Stated goal: Print the listing as it stands, omitting all images.

☆ ☆ ☆ ☆ ☆

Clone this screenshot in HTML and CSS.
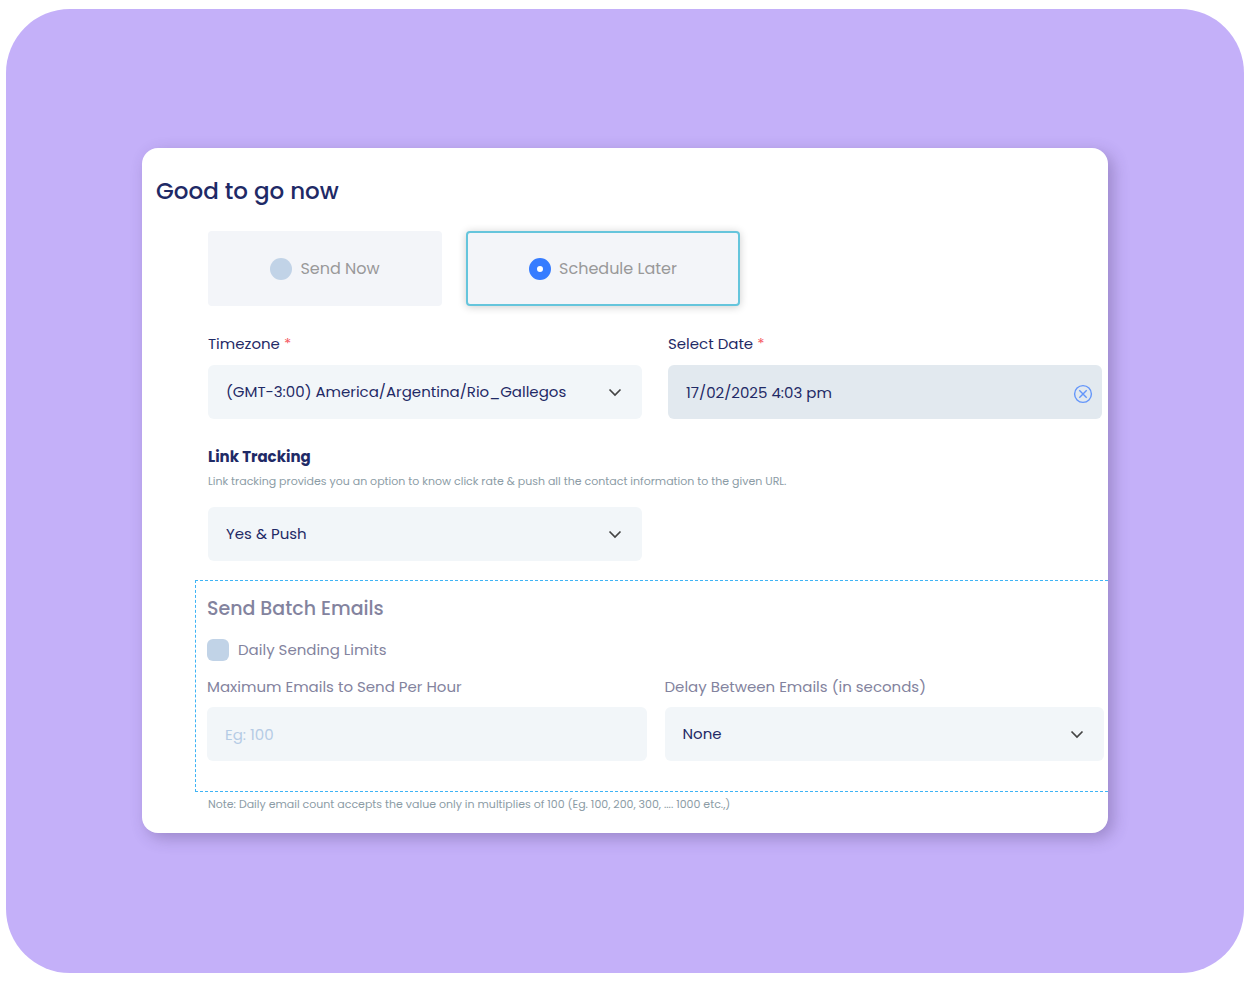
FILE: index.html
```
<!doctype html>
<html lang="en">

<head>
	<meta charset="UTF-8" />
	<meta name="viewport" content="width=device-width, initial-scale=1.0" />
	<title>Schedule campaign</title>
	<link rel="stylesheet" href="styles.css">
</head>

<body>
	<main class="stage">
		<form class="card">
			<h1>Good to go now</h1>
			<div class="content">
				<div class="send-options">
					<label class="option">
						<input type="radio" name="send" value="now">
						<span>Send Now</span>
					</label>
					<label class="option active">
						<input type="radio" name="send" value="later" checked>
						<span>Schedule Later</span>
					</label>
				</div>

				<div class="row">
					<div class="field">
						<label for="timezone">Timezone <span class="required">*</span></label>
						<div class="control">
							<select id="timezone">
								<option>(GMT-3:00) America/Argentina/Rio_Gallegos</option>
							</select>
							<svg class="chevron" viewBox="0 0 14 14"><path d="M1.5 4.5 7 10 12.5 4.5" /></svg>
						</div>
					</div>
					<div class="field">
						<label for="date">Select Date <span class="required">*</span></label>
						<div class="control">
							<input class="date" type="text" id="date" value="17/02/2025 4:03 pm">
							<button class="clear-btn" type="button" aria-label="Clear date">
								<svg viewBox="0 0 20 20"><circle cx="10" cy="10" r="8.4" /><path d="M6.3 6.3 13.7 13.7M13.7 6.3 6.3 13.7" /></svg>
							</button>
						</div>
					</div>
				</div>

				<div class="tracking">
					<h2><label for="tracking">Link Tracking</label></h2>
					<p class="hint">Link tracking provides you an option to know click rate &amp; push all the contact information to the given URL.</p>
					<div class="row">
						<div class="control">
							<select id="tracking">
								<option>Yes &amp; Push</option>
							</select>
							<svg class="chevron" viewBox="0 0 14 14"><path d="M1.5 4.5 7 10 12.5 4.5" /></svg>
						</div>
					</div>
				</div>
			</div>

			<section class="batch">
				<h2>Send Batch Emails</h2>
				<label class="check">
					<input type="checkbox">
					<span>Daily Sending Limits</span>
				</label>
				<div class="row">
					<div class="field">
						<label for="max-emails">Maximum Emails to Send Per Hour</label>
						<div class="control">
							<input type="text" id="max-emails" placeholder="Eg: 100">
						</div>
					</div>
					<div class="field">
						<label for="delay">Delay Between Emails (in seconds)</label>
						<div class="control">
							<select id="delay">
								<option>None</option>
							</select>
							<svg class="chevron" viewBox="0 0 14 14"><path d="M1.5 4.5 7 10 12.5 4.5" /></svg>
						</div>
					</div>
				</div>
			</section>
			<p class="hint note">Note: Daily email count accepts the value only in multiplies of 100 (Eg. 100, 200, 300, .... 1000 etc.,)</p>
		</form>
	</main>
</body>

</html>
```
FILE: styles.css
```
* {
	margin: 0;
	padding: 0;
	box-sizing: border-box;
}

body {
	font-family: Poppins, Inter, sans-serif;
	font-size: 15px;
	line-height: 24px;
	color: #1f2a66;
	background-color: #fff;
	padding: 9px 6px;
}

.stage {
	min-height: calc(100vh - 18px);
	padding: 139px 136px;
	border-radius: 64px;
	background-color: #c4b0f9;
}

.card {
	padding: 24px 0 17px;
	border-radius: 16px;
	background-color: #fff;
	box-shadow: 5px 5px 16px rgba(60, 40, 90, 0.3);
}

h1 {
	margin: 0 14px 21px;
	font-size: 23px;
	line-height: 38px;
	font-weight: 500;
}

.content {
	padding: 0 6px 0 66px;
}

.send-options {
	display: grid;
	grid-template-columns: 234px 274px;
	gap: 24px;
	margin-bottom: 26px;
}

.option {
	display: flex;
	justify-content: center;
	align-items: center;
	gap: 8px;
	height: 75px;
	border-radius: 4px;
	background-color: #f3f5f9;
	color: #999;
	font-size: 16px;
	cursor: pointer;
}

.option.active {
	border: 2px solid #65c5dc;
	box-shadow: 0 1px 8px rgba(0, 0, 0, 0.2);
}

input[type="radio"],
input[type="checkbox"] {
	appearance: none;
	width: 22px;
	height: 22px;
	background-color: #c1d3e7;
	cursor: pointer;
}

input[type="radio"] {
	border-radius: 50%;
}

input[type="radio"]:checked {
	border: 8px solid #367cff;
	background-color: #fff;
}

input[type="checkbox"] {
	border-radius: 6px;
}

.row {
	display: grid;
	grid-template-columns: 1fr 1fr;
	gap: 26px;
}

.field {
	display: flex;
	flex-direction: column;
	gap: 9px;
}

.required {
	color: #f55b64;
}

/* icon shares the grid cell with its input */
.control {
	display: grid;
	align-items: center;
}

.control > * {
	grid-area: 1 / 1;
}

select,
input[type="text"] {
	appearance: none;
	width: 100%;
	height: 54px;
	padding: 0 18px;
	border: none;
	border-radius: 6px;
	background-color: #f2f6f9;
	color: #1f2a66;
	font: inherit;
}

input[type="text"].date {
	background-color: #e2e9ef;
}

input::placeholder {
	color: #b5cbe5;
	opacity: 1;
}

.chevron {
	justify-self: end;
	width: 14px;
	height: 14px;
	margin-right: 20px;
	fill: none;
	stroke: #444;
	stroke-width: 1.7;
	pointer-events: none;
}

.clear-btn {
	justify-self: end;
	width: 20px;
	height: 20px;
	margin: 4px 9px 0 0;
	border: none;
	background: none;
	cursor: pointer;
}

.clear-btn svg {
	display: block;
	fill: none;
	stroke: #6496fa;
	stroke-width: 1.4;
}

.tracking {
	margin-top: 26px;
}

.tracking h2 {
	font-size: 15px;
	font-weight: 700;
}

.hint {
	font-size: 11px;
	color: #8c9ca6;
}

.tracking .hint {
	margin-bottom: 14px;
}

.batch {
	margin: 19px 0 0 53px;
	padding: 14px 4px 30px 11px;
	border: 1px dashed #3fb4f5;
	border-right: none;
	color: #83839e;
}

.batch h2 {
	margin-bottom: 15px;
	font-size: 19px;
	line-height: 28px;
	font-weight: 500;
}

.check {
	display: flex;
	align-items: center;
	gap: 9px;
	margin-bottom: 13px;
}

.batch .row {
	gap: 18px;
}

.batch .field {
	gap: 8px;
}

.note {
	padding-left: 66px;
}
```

☆ ☆ ☆ ☆ ☆

Finished answer:
Clone this screenshot in HTML and CSS.
FILE: index.html
```
<!doctype html>
<html lang="en">

<head>
	<meta charset="UTF-8" />
	<meta name="viewport" content="width=device-width, initial-scale=1.0" />
	<title>Schedule campaign</title>
	<link rel="stylesheet" href="styles.css">
</head>

<body>
	<main class="stage">
		<form class="card">
			<h1>Good to go now</h1>
			<div class="content">
				<div class="send-options">
					<label class="option">
						<input type="radio" name="send" value="now">
						<span>Send Now</span>
					</label>
					<label class="option active">
						<input type="radio" name="send" value="later" checked>
						<span>Schedule Later</span>
					</label>
				</div>

				<div class="row">
					<div class="field">
						<label for="timezone">Timezone <span class="required">*</span></label>
						<div class="control">
							<select id="timezone">
								<option>(GMT-3:00) America/Argentina/Rio_Gallegos</option>
							</select>
							<svg class="chevron" viewBox="0 0 14 14"><path d="M1.5 4.5 7 10 12.5 4.5" /></svg>
						</div>
					</div>
					<div class="field">
						<label for="date">Select Date <span class="required">*</span></label>
						<div class="control">
							<input class="date" type="text" id="date" value="17/02/2025 4:03 pm">
							<button class="clear-btn" type="button" aria-label="Clear date">
								<svg viewBox="0 0 20 20"><circle cx="10" cy="10" r="8.4" /><path d="M6.3 6.3 13.7 13.7M13.7 6.3 6.3 13.7" /></svg>
							</button>
						</div>
					</div>
				</div>

				<div class="tracking">
					<h2><label for="tracking">Link Tracking</label></h2>
					<p class="hint">Link tracking provides you an option to know click rate &amp; push all the contact information to the given URL.</p>
					<div class="row">
						<div class="control">
							<select id="tracking">
								<option>Yes &amp; Push</option>
							</select>
							<svg class="chevron" viewBox="0 0 14 14"><path d="M1.5 4.5 7 10 12.5 4.5" /></svg>
						</div>
					</div>
				</div>
			</div>

			<section class="batch">
				<h2>Send Batch Emails</h2>
				<label class="check">
					<input type="checkbox">
					<span>Daily Sending Limits</span>
				</label>
				<div class="row">
					<div class="field">
						<label for="max-emails">Maximum Emails to Send Per Hour</label>
						<div class="control">
							<input type="text" id="max-emails" placeholder="Eg: 100">
						</div>
					</div>
					<div class="field">
						<label for="delay">Delay Between Emails (in seconds)</label>
						<div class="control">
							<select id="delay">
								<option>None</option>
							</select>
							<svg class="chevron" viewBox="0 0 14 14"><path d="M1.5 4.5 7 10 12.5 4.5" /></svg>
						</div>
					</div>
				</div>
			</section>
			<p class="hint note">Note: Daily email count accepts the value only in multiplies of 100 (Eg. 100, 200, 300, .... 1000 etc.,)</p>
		</form>
	</main>
</body>

</html>
```
FILE: styles.css
```
* {
	margin: 0;
	padding: 0;
	box-sizing: border-box;
}

body {
	font-family: Poppins, Inter, sans-serif;
	font-size: 15px;
	line-height: 24px;
	color: #1f2a66;
	background-color: #fff;
	padding: 9px 6px;
}

.stage {
	min-height: calc(100vh - 18px);
	padding: 139px 136px;
	border-radius: 64px;
	background-color: #c4b0f9;
}

.card {
	padding: 24px 0 17px;
	border-radius: 16px;
	background-color: #fff;
	box-shadow: 5px 5px 16px rgba(60, 40, 90, 0.3);
}

h1 {
	margin: 0 14px 21px;
	font-size: 23px;
	line-height: 38px;
	font-weight: 500;
}

.content {
	padding: 0 6px 0 66px;
}

.send-options {
	display: grid;
	grid-template-columns: 234px 274px;
	gap: 24px;
	margin-bottom: 26px;
}

.option {
	display: flex;
	justify-content: center;
	align-items: center;
	gap: 8px;
	height: 75px;
	border-radius: 4px;
	background-color: #f3f5f9;
	color: #999;
	font-size: 16px;
	cursor: pointer;
}

.option.active {
	border: 2px solid #65c5dc;
	box-shadow: 0 1px 8px rgba(0, 0, 0, 0.2);
}

input[type="radio"],
input[type="checkbox"] {
	appearance: none;
	width: 22px;
	height: 22px;
	background-color: #c1d3e7;
	cursor: pointer;
}

input[type="radio"] {
	border-radius: 50%;
}

input[type="radio"]:checked {
	border: 8px solid #367cff;
	background-color: #fff;
}

input[type="checkbox"] {
	border-radius: 6px;
}

.row {
	display: grid;
	grid-template-columns: 1fr 1fr;
	gap: 26px;
}

.field {
	display: flex;
	flex-direction: column;
	gap: 9px;
}

.required {
	color: #f55b64;
}

/* icon shares the grid cell with its input */
.control {
	display: grid;
	align-items: center;
}

.control > * {
	grid-area: 1 / 1;
}

select,
input[type="text"] {
	appearance: none;
	width: 100%;
	height: 54px;
	padding: 0 18px;
	border: none;
	border-radius: 6px;
	background-color: #f2f6f9;
	color: #1f2a66;
	font: inherit;
}

input[type="text"].date {
	background-color: #e2e9ef;
}

input::placeholder {
	color: #b5cbe5;
	opacity: 1;
}

.chevron {
	justify-self: end;
	width: 14px;
	height: 14px;
	margin-right: 20px;
	fill: none;
	stroke: #444;
	stroke-width: 1.7;
	pointer-events: none;
}

.clear-btn {
	justify-self: end;
	width: 20px;
	height: 20px;
	margin: 4px 9px 0 0;
	border: none;
	background: none;
	cursor: pointer;
}

.clear-btn svg {
	display: block;
	fill: none;
	stroke: #6496fa;
	stroke-width: 1.4;
}

.tracking {
	margin-top: 26px;
}

.tracking h2 {
	font-size: 15px;
	font-weight: 700;
}

.hint {
	font-size: 11px;
	color: #8c9ca6;
}

.tracking .hint {
	margin-bottom: 14px;
}

.batch {
	margin: 19px 0 0 53px;
	padding: 14px 4px 30px 11px;
	border: 1px dashed #3fb4f5;
	border-right: none;
	color: #83839e;
}

.batch h2 {
	margin-bottom: 15px;
	font-size: 19px;
	line-height: 28px;
	font-weight: 500;
}

.check {
	display: flex;
	align-items: center;
	gap: 9px;
	margin-bottom: 13px;
}

.batch .row {
	gap: 18px;
}

.batch .field {
	gap: 8px;
}

.note {
	padding-left: 66px;
}
```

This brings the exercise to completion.